Wednesday, January 23, 2008

Creativity and depression

I'm sending thoughts and prayers to Heath Ledger's family, especially to his daughter, today. I cannot imagine how difficult this time must be for them, especially with the media furor.

Many of the journalists have commented on the link between creativity and depression. I know that artists, writers, musicians, and actors have a consistently higher -- much higher -- rate of alcoholism, drug abuse, and suicide than the general population. Depression is rampant. Lately, even before this tragedy, I've been wondering what it is about the creative mind that makes us subject to the black pit so much more than "normal" (for want of a better word) folks.

There's a place inside herself where an artist goes - and I include writers and actors and musicians in the word artist, here -- to find the emotion that resonates through our work. Some of us have much darker places than others and must enter those shadowed nooks and corridors of memory and experience in order to create.

Yet others can write/paint/sing about pain from a more surface perspective. They don't have to FEEL the pain to translate it into art. Maybe it's a glib shallowness; maybe it's a healthy way to live and create. Certainly, it's an individual experience.

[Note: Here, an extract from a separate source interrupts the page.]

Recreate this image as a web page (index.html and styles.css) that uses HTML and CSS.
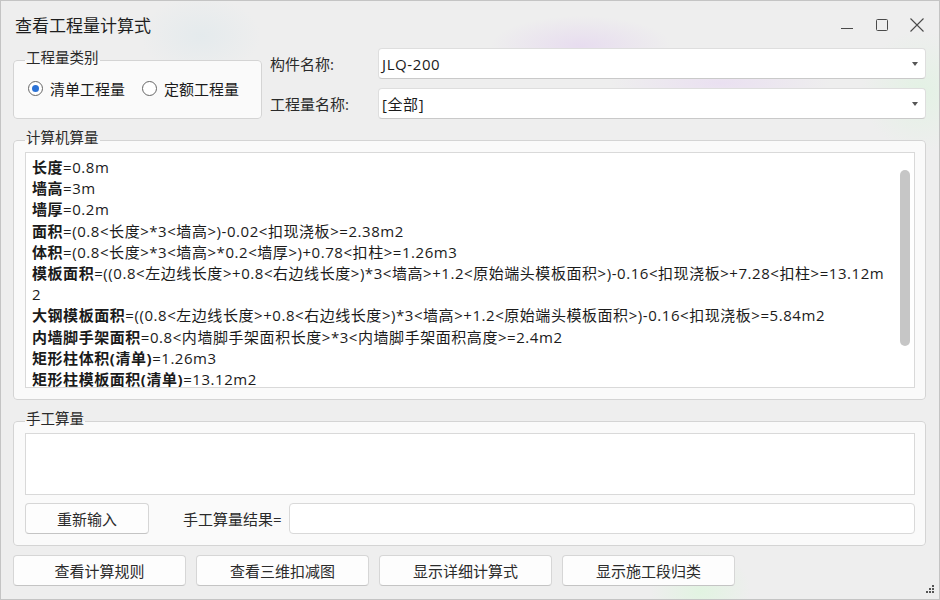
FILE: index.html
```html
<!DOCTYPE html>
<html lang="zh-CN">
<head>
  <meta charset="UTF-8" />
  <title>查看工程量计算式</title>
  <link rel="stylesheet" href="styles.css">
</head>
<body>
  <div class="window">
    <div class="titlebar">
      <div class="title">查看工程量计算式</div>
      <div class="controls">
        <div class="ctl">
          <svg width="14" height="14" viewBox="0 0 14 14"><path d="M1 10.5H13" stroke="#4a4a4a" stroke-width="1" fill="none"/></svg>
        </div>
        <div class="ctl">
          <svg width="14" height="14" viewBox="0 0 14 14"><rect x="1.5" y="1.5" width="11" height="11" rx="1" stroke="#4a4a4a" stroke-width="1" fill="none"/></svg>
        </div>
        <div class="ctl">
          <svg width="16" height="16" viewBox="0 0 16 16"><path d="M1.5 1.5L14.5 14.5M14.5 1.5L1.5 14.5" stroke="#4a4a4a" stroke-width="1.1" fill="none"/></svg>
        </div>
      </div>
    </div>

    <div class="content">
      <div class="top-row">
        <fieldset class="group type-group">
          <legend>工程量类别</legend>
          <div class="radios">
            <label class="radio"><span class="dot checked"></span>清单工程量</label>
            <label class="radio"><span class="dot"></span>定额工程量</label>
          </div>
        </fieldset>
        <div class="fields">
          <div class="field-label">构件名称:</div>
          <div class="combo"><span class="combo-text">JLQ-200</span><span class="arrow"></span></div>
          <div class="field-label">工程量名称:</div>
          <div class="combo"><span class="combo-text">[全部]</span><span class="arrow"></span></div>
        </div>
      </div>

      <fieldset class="group">
        <legend>计算机算量</legend>
        <div class="calc-box">
          <div class="calc-text">
            <div class="line"><b>长度</b>=0.8m</div>
            <div class="line"><b>墙高</b>=3m</div>
            <div class="line"><b>墙厚</b>=0.2m</div>
            <div class="line"><b>面积</b>=(0.8&lt;长度&gt;*3&lt;墙高&gt;)-0.02&lt;扣现浇板&gt;=2.38m2</div>
            <div class="line"><b>体积</b>=(0.8&lt;长度&gt;*3&lt;墙高&gt;*0.2&lt;墙厚&gt;)+0.78&lt;扣柱&gt;=1.26m3</div>
            <div class="line"><b>模板面积</b>=((0.8&lt;左边线长度&gt;+0.8&lt;右边线长度&gt;)*3&lt;墙高&gt;+1.2&lt;原始端头模板面积&gt;)-0.16&lt;扣现浇板&gt;+7.28&lt;扣柱&gt;=13.12m2</div>
            <div class="line"><b>大钢模板面积</b>=((0.8&lt;左边线长度&gt;+0.8&lt;右边线长度&gt;)*3&lt;墙高&gt;+1.2&lt;原始端头模板面积&gt;)-0.16&lt;扣现浇板&gt;=5.84m2</div>
            <div class="line"><b>内墙脚手架面积</b>=0.8&lt;内墙脚手架面积长度&gt;*3&lt;内墙脚手架面积高度&gt;=2.4m2</div>
            <div class="line"><b>矩形柱体积(清单)</b>=1.26m3</div>
            <div class="line"><b>矩形柱模板面积(清单)</b>=13.12m2</div>
          </div>
          <div class="scrollbar"><div class="thumb"></div></div>
        </div>
      </fieldset>

      <fieldset class="group manual-group">
        <legend>手工算量</legend>
        <div class="manual-box"></div>
        <div class="manual-row">
          <div class="btn reset-btn">重新输入</div>
          <div class="result-label">手工算量结果=</div>
          <div class="result-input"></div>
        </div>
      </fieldset>

      <div class="button-row">
        <div class="btn">查看计算规则</div>
        <div class="btn">查看三维扣减图</div>
        <div class="btn">显示详细计算式</div>
        <div class="btn">显示施工段归类</div>
      </div>
    </div>

    <svg class="grip" width="10" height="10" viewBox="0 0 10 10">
      <rect x="7" y="1" width="2" height="2" fill="#555"/>
      <rect x="4" y="4" width="2" height="2" fill="#555"/>
      <rect x="7" y="4" width="2" height="2" fill="#555"/>
      <rect x="1" y="7" width="2" height="2" fill="#555"/>
      <rect x="4" y="7" width="2" height="2" fill="#555"/>
      <rect x="7" y="7" width="2" height="2" fill="#555"/>
    </svg>
  </div>
</body>
</html>
```

FILE: styles.css
```css
* {
  box-sizing: border-box;
}
body {
  margin: 0;
  font-family: "Open Sans", "Noto Sans CJK SC", "Microsoft YaHei", sans-serif;
  font-size: 15px;
  color: #1b1b1b;
}
.window {
  position: relative;
  width: 940px;
  height: 600px;
  border: 1px solid #c4c4c4;
  background-color: #eeeeee;
  background-image:
    radial-gradient(ellipse 90px 30px at 580px 45px, rgba(226, 206, 240, 0.55), transparent),
    radial-gradient(ellipse 110px 25px at 720px 82px, rgba(230, 210, 244, 0.5), transparent),
    radial-gradient(ellipse 60px 60px at 920px 90px, rgba(220, 244, 222, 0.6), transparent),
    radial-gradient(ellipse 50px 40px at 700px 590px, rgba(220, 246, 220, 0.7), transparent),
    radial-gradient(ellipse 60px 40px at 200px 35px, rgba(222, 232, 236, 0.6), transparent);
}
.titlebar {
  height: 47px;
  display: flex;
  align-items: center;
  justify-content: space-between;
  padding: 0 5px 0 14px;
}
.title {
  font-size: 17px;
  color: #1e1e1e;
}
.controls {
  display: flex;
}
.ctl {
  width: 35px;
  height: 30px;
  display: flex;
  align-items: center;
  justify-content: center;
}
.content {
  padding: 0 13px 0 12px;
  display: flex;
  flex-direction: column;
}
.group {
  margin: 0;
  padding: 0 10px 11px 11px;
  border: 1px solid #d4d4d4;
  border-radius: 4px;
  background-color: rgba(255, 255, 255, 0.72);
  min-width: 0;
}
.group legend {
  padding: 0 1px 4px;
  line-height: 20px;
  font-size: 14.5px;
  color: #2a2a2a;
}
.top-row {
  display: flex;
  gap: 8px;
  margin-bottom: 9px;
}
.type-group {
  width: 249px;
  padding-bottom: 18px;
}
.radios {
  display: flex;
  gap: 17px;
  height: 24px;
  margin: 4px 0 0 3px;
}
.radio {
  display: flex;
  align-items: center;
  gap: 7px;
  color: #1b1b1b;
}
.dot {
  width: 15px;
  height: 15px;
  border: 1px solid #666;
  border-radius: 50%;
  background: #fff;
  display: flex;
  align-items: center;
  justify-content: center;
}
.dot.checked::after {
  content: "";
  width: 7px;
  height: 7px;
  border-radius: 50%;
  background: #2b72d6;
}
.fields {
  flex: 1;
  display: grid;
  grid-template-columns: 108px 1fr;
  row-gap: 9px;
  align-items: center;
}
.field-label {
  color: #2a2a2a;
}
.combo {
  height: 31px;
  background: #fff;
  border: 1px solid #dedede;
  border-bottom-color: #c9c9c9;
  border-radius: 4px;
  padding: 0 7px 0 3px;
  display: flex;
  align-items: center;
  justify-content: space-between;
}
.combo-text {
  letter-spacing: 0.6px;
}
.arrow {
  width: 0;
  height: 0;
  border-left: 3px solid transparent;
  border-right: 3px solid transparent;
  border-top: 4px solid #555;
}
.calc-box {
  height: 236px;
  background: #fff;
  border: 1px solid #d9d9d9;
  display: flex;
  overflow: hidden;
}
.calc-text {
  flex: 1;
  padding: 4px 8px 0 6px;
  overflow: hidden;
  word-break: break-all;
  letter-spacing: 0.55px;
}
.line {
  line-height: 21.2px;
}
.line b {
  font-weight: bold;
}
.scrollbar {
  width: 10px;
  margin: 17px 4px 0 4px;
}
.thumb {
  height: 176px;
  border-radius: 5px;
  background: #c6c6c6;
}
.manual-group {
  margin-top: 9px;
}
.manual-box {
  height: 62px;
  background: #fff;
  border: 1px solid #d9d9d9;
}
.manual-row {
  display: flex;
  align-items: center;
  margin-top: 8px;
}
.btn {
  height: 31px;
  background: #fdfdfd;
  border: 1px solid #d6d6d6;
  border-bottom-color: #c4c4c4;
  border-radius: 4px;
  display: flex;
  align-items: center;
  justify-content: center;
  color: #2b2b2b;
}
.reset-btn {
  width: 124px;
}
.result-label {
  margin: 0 7px 0 34px;
  color: #2a2a2a;
}
.result-input {
  flex: 1;
  height: 31px;
  background: #fff;
  border: 1px solid #d9d9d9;
  border-radius: 4px;
}
.button-row {
  display: flex;
  gap: 10px;
  margin-top: 9px;
}
.button-row .btn {
  width: 173px;
}
.grip {
  position: absolute;
  right: 4px;
  bottom: 5px;
}
```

But for many of us, the experience of channeling creativity invokes the emotion described, and we often feel it at a sharper level than even what we put on the page. The pain informs our work and deepens it; the empathy colors our perspective and point of view. Does it make the work better? It does, or at least we believe it does, to the point of being afraid to seek out medication or therapy with which to better cope with the demons devouring our equilibrium.

What is the answer? I wish I knew. "Outing" depression as a chemical imbalance instead of stigmatizing it as it was in years past is a beginning. Perhaps studies proving that creativity does not suffer when the lowest of lows can be softened would be another step forward.

As a child, I believed that I must live in a garrett in Paris, freezing and starving but for crusts of bread and sips of wine, in order to be a "real" writer. As an adult, I know that creativity doesn't depend on external trappings. As a writer who wrote an entire chapter once in the midst of the hell that is Chuck E. Cheese, doling out "more tokens, Mommy!" every page or two, I can promise you that surroundings mean nothing when the story has you in its hot and sweaty embrace, urging you to write on, write on, write ON.

But who can prove to us that treatment for depression won't blunt the edges of creativity? And until they do, will we be forced to watch shining talents crash and burn all around us?

I don't know. I don't have any answers, just unanswerable questions. I do urge any of you reading this who have suffered with depression to talk to somebody about it. Get help. We're all in this together, and my thoughts and prayers are with you, too.
hugs,
Alyssa

2 comments:

Jessie said...

I think, in the case with Heath, it was more telling that he invested so much into the Joker character that he couldn't *sleep*. To me, that's something extremely amazing...and frightening. I don't want the artists I enjoy (be it actors, painters, writers, fandom members) to actually suffer for what I'm enjoying from. But that's me. I don't want to cause someone that kind of scarring, and it will and can scar you, being a person hiding the effects while having a brain that works overtime.

I'm probably a person with depression, but undiagnosed. Mostly because without insurance, I can't afford anything and I barely scrap by with my necessary meds. And I think there is a correlation with artists and depression because you can't turn your brain off, you can't make it right. I just wish people would stop judging when it comes to legitimate problems. Everyone needs help sometimes. And being famous shouldn't be worse for someone. I think honestly sometimes the public forgets that celebrities are people, too. They're not greater than God. They're fallible and have weaknesses like the rest of us.

Hmm, I need to write up a post on this on my blog sometime tomorrow after class. I was talking to my Sociology prof earlier and it got me thinking. I'm still processing what I need to say about it all.

All I wish for the most part is that my generation would stop dying. Please.

Anonymous said...

Alyssa - I agree with you that any form of mental illness, and I do believe depression is a form of mental illness, need to treated with the same compassion as any other form of medical treatment. I feel horrible for celebrities when you see them just trying to walk to their car and they can't because they are being hounded. I'm sure that, that has an impact on their mental state as much as how deeply they feel their character in a movie. I can't imagine not being able to run to Target with no makeup on. Okay, I know I got off track. Sorry.

I feel horrible for Heath's family and for his daughter, who will grow up never knowing her father. That is the biggest tragedy.

Like, Jessie, I don't want the artists I enjoy, whether an author or an actor, to suffer for the joy they bring me.